* **Short task**
Transcribe the whole listing without a single picture.

* **Data extract**
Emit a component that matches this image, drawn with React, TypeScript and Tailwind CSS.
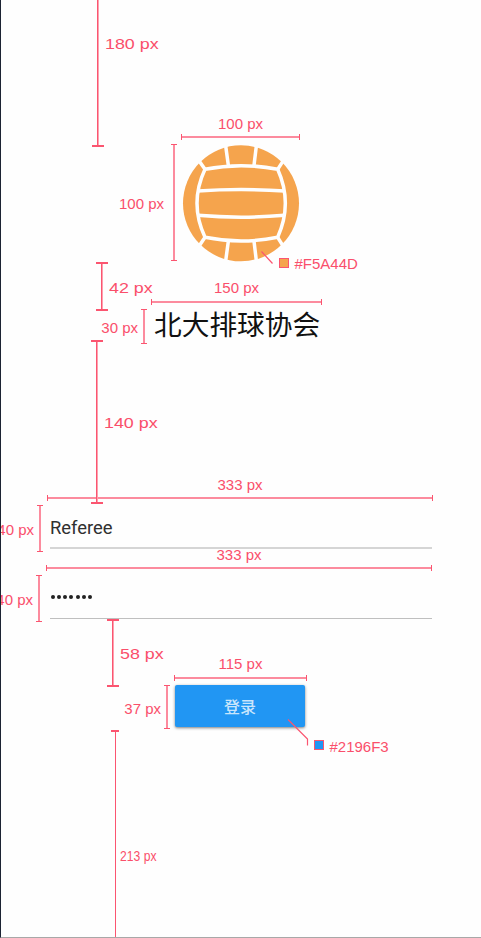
import React from "react";
import type { ReactNode } from "react";

function Label({ children, className = "" }: { children: string; className?: string }) {
  return <span className={`shrink-0 whitespace-nowrap text-[15px] leading-[18px] text-[#fa4f6b] ${className}`}>{children}</span>;
}

type FrameProps = {
  width: string;
  height: string;
  /* grid columns: gutter for the height mark, then the measured item */
  columns: string;
  head?: string;
  row: string;
  item: string;
  gap?: string;
  className?: string;
  children: ReactNode;
};

/* An element with its width written above it and its height at its left. */
function Measured({ width, height, columns, head = "h-[25px]", row, item, gap = "gap-[3px]", className = "", children }: FrameProps) {
  return (
    <section className={`grid gap-y-1 ${columns} ${className}`}>
      <div className={`col-start-2 flex flex-col items-center justify-between ${head}`}>
        <Label>{width}</Label>
        <div className="flex h-[6px] w-full items-center border-x border-[#fb5570]">
          <div className="h-[2px] w-full bg-[#fc8b9e]" />
        </div>
      </div>
      <div className={`col-start-1 flex items-center justify-end pr-1 ${row} ${gap}`}>
        <Label className="mt-[3px]">{height}</Label>
        <div className="flex h-full w-[6px] shrink-0 justify-center border-y border-[#fb5570]">
          <div className="h-full w-[2px] bg-[#fc8b9e]" />
        </div>
      </div>
      <div className={`col-start-2 flex ${row} ${item}`}>{children}</div>
    </section>
  );
}

/* A distance mark laid over the screen. */
function Distance({ place, caps = "border-y-2", label = "mt-[2px]", children }: { place: string; caps?: string; label?: string; children: string }) {
  return (
    <div className={`absolute flex items-center gap-px ${place}`}>
      <div className={`flex h-full w-3 shrink-0 justify-center border-[#fb5570] ${caps}`}>
        <div className="h-full w-[2px] border-l border-[#fb5570] bg-[#fda0af]" />
      </div>
      <Label className={`origin-left scale-x-[1.19] ${label}`}>{children}</Label>
    </div>
  );
}

function Volleyball() {
  return (
    <svg viewBox="51 105 354 354" className="block size-[118px] shrink-0" fill="none" aria-hidden="true">
      <circle cx="228" cy="280" r="174" fill="#f5a44d" />
      <g stroke="#fefefe" strokeWidth="10.5">
        <path d="M120 178Q228 156 338 178Q384 280 338 382Q228 404 120 382Q72 280 120 178Z" />
        <path d="M98 243Q228 234 359 243M98 316Q228 327 359 316" />
        <path d="M102 152L120 178M355 152L338 178M102 409L120 382M355 409L338 382" />
        <path d="M181 100L190 166M275 100L267 166M190 394L181 460M267 394L275 460" />
      </g>
    </svg>
  );
}

export default function App() {
  return (
    <div className="relative h-[938px] w-[481px] overflow-hidden border-b border-l border-b-[#a8a8a8] border-l-[#1c2333] bg-[#fefefe] font-['Liberation_Sans','Noto_Sans_CJK_SC',sans-serif]">
      <main className="flex flex-col pt-[115px]">
        <Measured width="100 px" height="100 px" columns="grid-cols-[180px_119px]" row="h-[117px]" item="pt-px pl-px" gap="gap-[7px]">
          <Volleyball />
        </Measured>

        <Measured width="150 px" height="30 px" columns="grid-cols-[150px_171px]" head="h-[26px]" row="h-[35px]" item="items-center pb-[7px] pl-[3px]" className="mt-[18px]">
          <h1 className="font-['Noto_Sans_CJK_SC',sans-serif] text-[27.7px] leading-[30px] whitespace-nowrap text-[#111]">北大排球协会</h1>
        </Measured>

        <Measured width="333 px" height="40 px" columns="grid-cols-[46px_386px]" row="h-[47px]" item="pr-px pb-[3px] pl-[3px]" className="mt-[132px]">
          <div className="flex w-full items-center border-b-2 border-[#d5d5d5] pt-[3px] font-['Roboto',sans-serif] text-[18.4px] text-[#303030]">Referee</div>
        </Measured>

        <Measured width="333 px" height="40 px" columns="grid-cols-[45px_386px]" row="h-[47px]" item="pb-[3px] pl-1" className="-mt-[6px]">
          <div className="flex w-full items-center gap-[2.3px] border-b border-[#bfbfbf] pt-px pl-[0.5px]">
            {[0, 1, 2, 3, 4, 5, 6].map((n) => (
              <span key={n} className="size-[4px] rounded-full bg-[#222]" />
            ))}
          </div>
        </Measured>

        <Measured width="115 px" height="37 px" columns="grid-cols-[173px_133px]" head="h-[26px]" row="h-[44px]" item="pr-[2px] pb-[2px] pl-px" className="mt-[33px]">
          <button className="w-full rounded-[2px] bg-[#2196f3] font-['Noto_Sans_CJK_SC',sans-serif] text-[16px] leading-[20px] font-medium text-[#c9e5fc] shadow-[0_1px_3px_rgba(0,0,0,0.5)]">
            登录
          </button>
        </Measured>
      </main>

      <Distance place="top-0 left-[91px] h-[147px]" caps="border-b-2" label="-mt-[59px]">180 px</Distance>
      <Distance place="top-[262px] left-[95px] h-[49px]">42 px</Distance>
      <Distance place="top-[340px] left-[90px] h-[164px]">140 px</Distance>
      <Distance place="top-[619px] left-[106px] h-[68px]">58 px</Distance>
      <div className="absolute top-[730px] left-[110px] flex h-[208px] items-center gap-px">
        <div className="flex h-full w-2 justify-center border-t-2 border-[#fb5570]">
          <div className="h-full w-px bg-[#fb5570]" />
        </div>
        <Label className="mt-[44px] origin-left scale-x-[0.81]">213 px</Label>
      </div>

      <svg className="absolute inset-0 size-full" fill="none" stroke="#fb5570" strokeWidth="1.2" aria-hidden="true">
        <path d="M260.5 251.5L271.5 263.5M287 719.5L306.5 739V745.5" />
      </svg>
      <div className="absolute top-[255px] left-[278px] flex items-center gap-[5.5px]">
        <i className="mb-[3px] size-[10px] border border-[#fb5570] bg-[#f5a44d]" />
        <Label>#F5A44D</Label>
      </div>
      <div className="absolute top-[738px] left-[313px] flex items-center gap-[5.5px]">
        <i className="mb-[4px] size-[10px] border border-[#fb5570] bg-[#2196f3]" />
        <Label>#2196F3</Label>
      </div>
    </div>
  );
}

* **Response to the task**
Emit a component that matches this image, drawn with React, TypeScript and Tailwind CSS.
import React from "react";
import type { ReactNode } from "react";

function Label({ children, className = "" }: { children: string; className?: string }) {
  return <span className={`shrink-0 whitespace-nowrap text-[15px] leading-[18px] text-[#fa4f6b] ${className}`}>{children}</span>;
}

type FrameProps = {
  width: string;
  height: string;
  /* grid columns: gutter for the height mark, then the measured item */
  columns: string;
  head?: string;
  row: string;
  item: string;
  gap?: string;
  className?: string;
  children: ReactNode;
};

/* An element with its width written above it and its height at its left. */
function Measured({ width, height, columns, head = "h-[25px]", row, item, gap = "gap-[3px]", className = "", children }: FrameProps) {
  return (
    <section className={`grid gap-y-1 ${columns} ${className}`}>
      <div className={`col-start-2 flex flex-col items-center justify-between ${head}`}>
        <Label>{width}</Label>
        <div className="flex h-[6px] w-full items-center border-x border-[#fb5570]">
          <div className="h-[2px] w-full bg-[#fc8b9e]" />
        </div>
      </div>
      <div className={`col-start-1 flex items-center justify-end pr-1 ${row} ${gap}`}>
        <Label className="mt-[3px]">{height}</Label>
        <div className="flex h-full w-[6px] shrink-0 justify-center border-y border-[#fb5570]">
          <div className="h-full w-[2px] bg-[#fc8b9e]" />
        </div>
      </div>
      <div className={`col-start-2 flex ${row} ${item}`}>{children}</div>
    </section>
  );
}

/* A distance mark laid over the screen. */
function Distance({ place, caps = "border-y-2", label = "mt-[2px]", children }: { place: string; caps?: string; label?: string; children: string }) {
  return (
    <div className={`absolute flex items-center gap-px ${place}`}>
      <div className={`flex h-full w-3 shrink-0 justify-center border-[#fb5570] ${caps}`}>
        <div className="h-full w-[2px] border-l border-[#fb5570] bg-[#fda0af]" />
      </div>
      <Label className={`origin-left scale-x-[1.19] ${label}`}>{children}</Label>
    </div>
  );
}

function Volleyball() {
  return (
    <svg viewBox="51 105 354 354" className="block size-[118px] shrink-0" fill="none" aria-hidden="true">
      <circle cx="228" cy="280" r="174" fill="#f5a44d" />
      <g stroke="#fefefe" strokeWidth="10.5">
        <path d="M120 178Q228 156 338 178Q384 280 338 382Q228 404 120 382Q72 280 120 178Z" />
        <path d="M98 243Q228 234 359 243M98 316Q228 327 359 316" />
        <path d="M102 152L120 178M355 152L338 178M102 409L120 382M355 409L338 382" />
        <path d="M181 100L190 166M275 100L267 166M190 394L181 460M267 394L275 460" />
      </g>
    </svg>
  );
}

export default function App() {
  return (
    <div className="relative h-[938px] w-[481px] overflow-hidden border-b border-l border-b-[#a8a8a8] border-l-[#1c2333] bg-[#fefefe] font-['Liberation_Sans','Noto_Sans_CJK_SC',sans-serif]">
      <main className="flex flex-col pt-[115px]">
        <Measured width="100 px" height="100 px" columns="grid-cols-[180px_119px]" row="h-[117px]" item="pt-px pl-px" gap="gap-[7px]">
          <Volleyball />
        </Measured>

        <Measured width="150 px" height="30 px" columns="grid-cols-[150px_171px]" head="h-[26px]" row="h-[35px]" item="items-center pb-[7px] pl-[3px]" className="mt-[18px]">
          <h1 className="font-['Noto_Sans_CJK_SC',sans-serif] text-[27.7px] leading-[30px] whitespace-nowrap text-[#111]">北大排球协会</h1>
        </Measured>

        <Measured width="333 px" height="40 px" columns="grid-cols-[46px_386px]" row="h-[47px]" item="pr-px pb-[3px] pl-[3px]" className="mt-[132px]">
          <div className="flex w-full items-center border-b-2 border-[#d5d5d5] pt-[3px] font-['Roboto',sans-serif] text-[18.4px] text-[#303030]">Referee</div>
        </Measured>

        <Measured width="333 px" height="40 px" columns="grid-cols-[45px_386px]" row="h-[47px]" item="pb-[3px] pl-1" className="-mt-[6px]">
          <div className="flex w-full items-center gap-[2.3px] border-b border-[#bfbfbf] pt-px pl-[0.5px]">
            {[0, 1, 2, 3, 4, 5, 6].map((n) => (
              <span key={n} className="size-[4px] rounded-full bg-[#222]" />
            ))}
          </div>
        </Measured>

        <Measured width="115 px" height="37 px" columns="grid-cols-[173px_133px]" head="h-[26px]" row="h-[44px]" item="pr-[2px] pb-[2px] pl-px" className="mt-[33px]">
          <button className="w-full rounded-[2px] bg-[#2196f3] font-['Noto_Sans_CJK_SC',sans-serif] text-[16px] leading-[20px] font-medium text-[#c9e5fc] shadow-[0_1px_3px_rgba(0,0,0,0.5)]">
            登录
          </button>
        </Measured>
      </main>

      <Distance place="top-0 left-[91px] h-[147px]" caps="border-b-2" label="-mt-[59px]">180 px</Distance>
      <Distance place="top-[262px] left-[95px] h-[49px]">42 px</Distance>
      <Distance place="top-[340px] left-[90px] h-[164px]">140 px</Distance>
      <Distance place="top-[619px] left-[106px] h-[68px]">58 px</Distance>
      <div className="absolute top-[730px] left-[110px] flex h-[208px] items-center gap-px">
        <div className="flex h-full w-2 justify-center border-t-2 border-[#fb5570]">
          <div className="h-full w-px bg-[#fb5570]" />
        </div>
        <Label className="mt-[44px] origin-left scale-x-[0.81]">213 px</Label>
      </div>

      <svg className="absolute inset-0 size-full" fill="none" stroke="#fb5570" strokeWidth="1.2" aria-hidden="true">
        <path d="M260.5 251.5L271.5 263.5M287 719.5L306.5 739V745.5" />
      </svg>
      <div className="absolute top-[255px] left-[278px] flex items-center gap-[5.5px]">
        <i className="mb-[3px] size-[10px] border border-[#fb5570] bg-[#f5a44d]" />
        <Label>#F5A44D</Label>
      </div>
      <div className="absolute top-[738px] left-[313px] flex items-center gap-[5.5px]">
        <i className="mb-[4px] size-[10px] border border-[#fb5570] bg-[#2196f3]" />
        <Label>#2196F3</Label>
      </div>
    </div>
  );
}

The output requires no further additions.